What does a reversing valve do on a heat pump?

A reversing valve reverses the direction refrigerant flows, swapping which coil is the condenser and which is the evaporator. That lets one heat pump both heat and cool, and it runs the defrost cycle by switching to cooling to melt frost off the outdoor coil. A small pilot solenoid shifts the main slide.

How does a heat pump defrost work?

Defrost reverses the valve to cooling for a few minutes, sending hot gas to the outdoor coil to melt frost. The outdoor fan shuts off so the coil heats fast, and backup heat comes on indoors so the supply air does not blow cold. When the coil clears, the valve flips back to heating.

How do you tell if a reversing valve is stuck?

A stuck or bleeding valve gives lukewarm or no heat with head and suction pressures too close together. Check charge first, since low charge mimics it. Then compare the suction line to the permanent suction line at the valve; a warm permanent suction line means hot gas is bleeding across the slide. Tap the body to free a stuck slide.

What is the O and B terminal on a heat pump?

O and B are the thermostat terminals that control the reversing valve, and only one is used. O energizes the valve in cooling and is used by most brands like Carrier, Trane, and Goodman. B energizes it in heating and is used by Rheem and some others. Wire it by the unit's diagram, not by habit.

Is steam coming off my heat pump during defrost normal?

Yes.
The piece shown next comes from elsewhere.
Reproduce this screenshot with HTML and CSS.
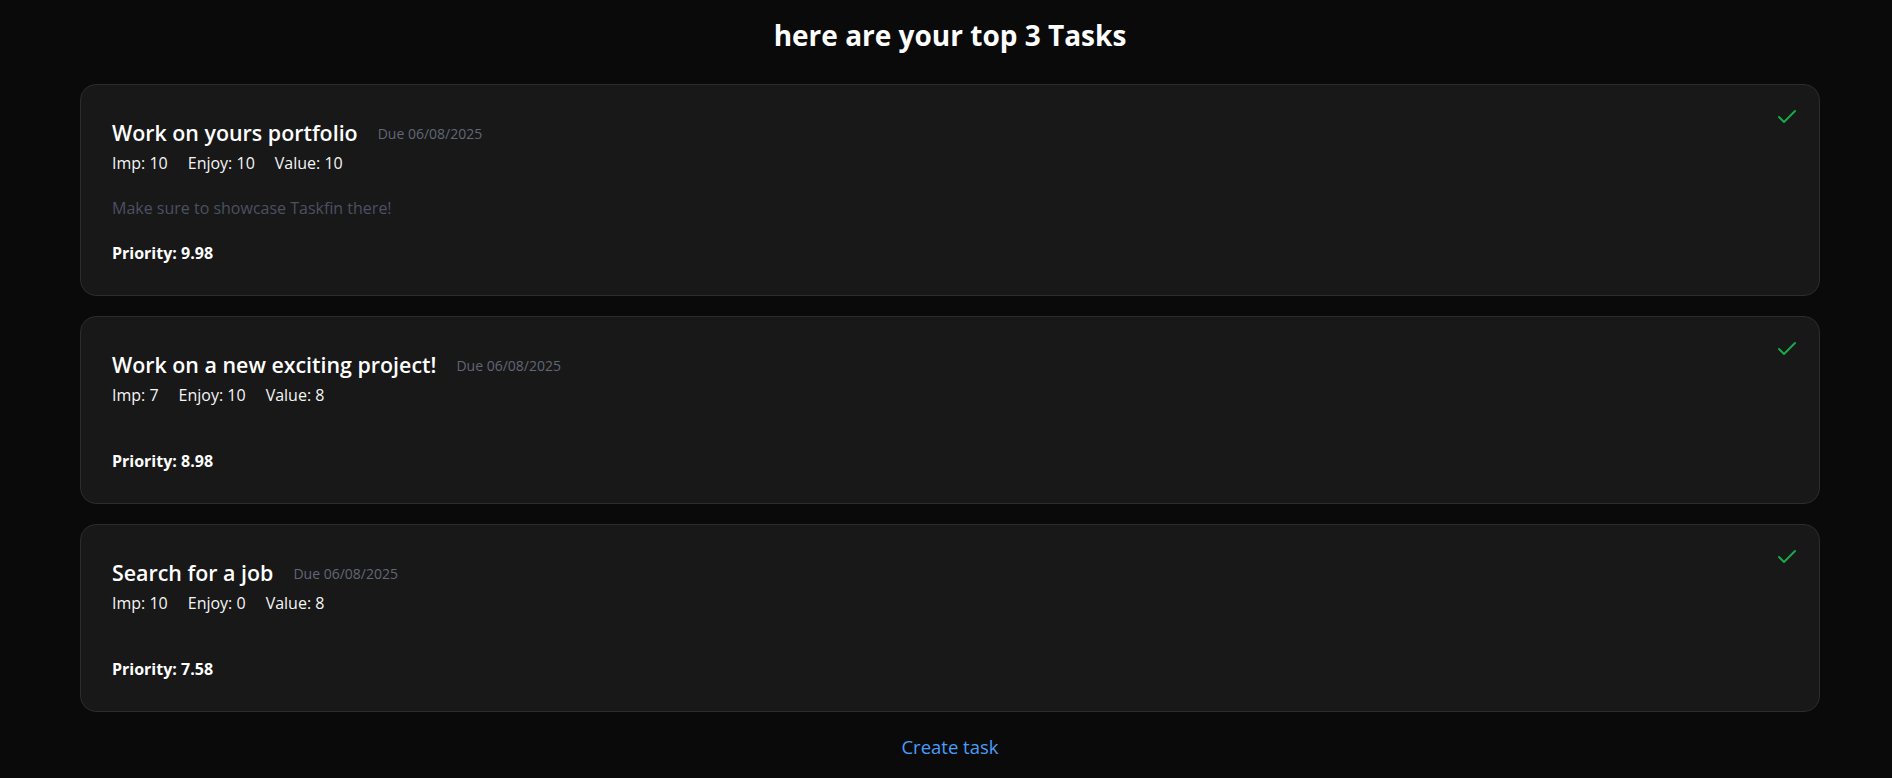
FILE: index.html
```html
<!DOCTYPE html>
<html lang="en">
<head>
<meta charset="utf-8">
<title>Top 3 Tasks</title>
<link rel="stylesheet" href="styles.css">
</head>
<body>
<main class="page">
  <h1 class="page-title">here are your top 3 Tasks</h1>
  <section class="task-list">
    <article class="task-card">
      <button class="done-btn" aria-label="Complete task">
        <svg width="24" height="24" viewBox="0 0 24 24" fill="none" stroke="currentColor" stroke-width="2" stroke-linecap="round" stroke-linejoin="round"><path d="M20 6 9 17l-5-5"/></svg>
      </button>
      <div class="task-head">
        <h2 class="task-name">Work on yours portfolio</h2>
        <span class="task-due">Due 06/08/2025</span>
      </div>
      <div class="task-stats">
        <span>Imp: 10</span>
        <span>Enjoy: 10</span>
        <span>Value: 10</span>
      </div>
      <p class="task-desc">Make sure to showcase Taskfin there!</p>
      <p class="task-priority">Priority: 9.98</p>
    </article>
    <article class="task-card">
      <button class="done-btn" aria-label="Complete task">
        <svg width="24" height="24" viewBox="0 0 24 24" fill="none" stroke="currentColor" stroke-width="2" stroke-linecap="round" stroke-linejoin="round"><path d="M20 6 9 17l-5-5"/></svg>
      </button>
      <div class="task-head">
        <h2 class="task-name">Work on a new exciting project!</h2>
        <span class="task-due">Due 06/08/2025</span>
      </div>
      <div class="task-stats">
        <span>Imp: 7</span>
        <span>Enjoy: 10</span>
        <span>Value: 8</span>
      </div>
      <p class="task-desc"></p>
      <p class="task-priority">Priority: 8.98</p>
    </article>
    <article class="task-card">
      <button class="done-btn" aria-label="Complete task">
        <svg width="24" height="24" viewBox="0 0 24 24" fill="none" stroke="currentColor" stroke-width="2" stroke-linecap="round" stroke-linejoin="round"><path d="M20 6 9 17l-5-5"/></svg>
      </button>
      <div class="task-head">
        <h2 class="task-name">Search for a job</h2>
        <span class="task-due">Due 06/08/2025</span>
      </div>
      <div class="task-stats">
        <span>Imp: 10</span>
        <span>Enjoy: 0</span>
        <span>Value: 8</span>
      </div>
      <p class="task-desc"></p>
      <p class="task-priority">Priority: 7.58</p>
    </article>
  </section>
  <div class="actions">
    <a class="create-link" href="#">Create task</a>
  </div>
</main>
</body>
</html>
```

FILE: styles.css
```css
* {
  box-sizing: border-box;
}

html, body {
  margin: 0;
  background: #0a0a0a;
}

body {
  font-family: "Open Sans", "Noto Sans", "Liberation Sans", sans-serif;
  color: #ffffff;
}

.page {
  padding: 17px 72px 0 80px;
  display: flex;
  flex-direction: column;
}

.page-title {
  margin: 0 0 31px;
  text-align: center;
  font-size: 28px;
  line-height: 36px;
  font-weight: 700;
  color: #ffffff;
}

.task-list {
  display: flex;
  flex-direction: column;
  gap: 20px;
}

.task-card {
  position: relative;
  display: flex;
  flex-direction: column;
  background: #181818;
  border: 1px solid #2c2c2c;
  border-radius: 16px;
  padding: 34px 31px 30px;
}

.done-btn {
  position: absolute;
  top: 12px;
  right: 12px;
  padding: 8px;
  border: 0;
  background: transparent;
  color: #16a94a;
  display: flex;
  cursor: pointer;
}

.task-head {
  display: flex;
  align-items: center;
  gap: 20px;
  margin-bottom: 4px;
}

.task-name {
  margin: 0;
  font-size: 21.4px;
  line-height: 28px;
  font-weight: 600;
  color: #ffffff;
}

.task-due {
  font-size: 14px;
  line-height: 20px;
  color: #606775;
  padding-top: 1px;
}

.task-stats {
  display: flex;
  gap: 20px;
  font-size: 16px;
  line-height: 24px;
  color: #f5f5f5;
}

.task-desc {
  margin: 21px 0;
  font-size: 16px;
  line-height: 24px;
  color: #4a5160;
}

.task-priority {
  margin: 0;
  font-size: 16px;
  line-height: 24px;
  font-weight: 700;
  color: #ffffff;
}

.actions {
  display: flex;
  justify-content: center;
  padding-top: 21px;
}

.create-link {
  font-size: 18.5px;
  line-height: 28px;
  color: #4a9cfa;
  text-decoration: none;
}
```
Steam rising off the outdoor unit in winter is melted frost turning to vapor as the coil heats above freezing during defrost. It is not smoke and not a leak. You will also hear a whoosh as the valve shifts and see the outdoor fan stop. All of that together for a few minutes is a normal defrost.

Why does my heat pump blow cold air sometimes in winter?

Brief cold air every so often is usually defrost. The unit runs in cooling to melt the outdoor coil, and if backup heat is not tempering the supply, the air blows cold for a few minutes. Confirm the defrost board fires the auxiliary heat during the cycle. Constant cold air points instead to a stuck valve or low charge.

Can you fix a stuck reversing valve without replacing it?

Sometimes, briefly. Tapping the valve body with a screwdriver handle while it is running can knock a hung slide free, and cycling it several times confirms it moves. But a valve that needed tapping has a worn or fouled slide and will hang again. Treat the tap as a diagnosis, not a repair, and plan to replace it.

Do geothermal heat pumps have a defrost cycle?

No. Water-source and geothermal heat pumps still have a reversing valve, but they pull heat from a water or ground loop, not cold outdoor air, so no coil frosts and there is nothing to defrost. The valve diagnostics and O/B wiring still apply, but there is no defrost board, no fan cutoff, and no defrost-triggered backup heat.

How do you replace a reversing valve without ruining it?

The whole risk is heat damaging the internal seat and seals. Recover the charge, remove the solenoid coil, wrap the valve body in a wet rag and keep it wet, flow nitrogen, and braze fast with the flame on the joint and off the body. A valve cooked during brazing bleeds across the slide and fails early.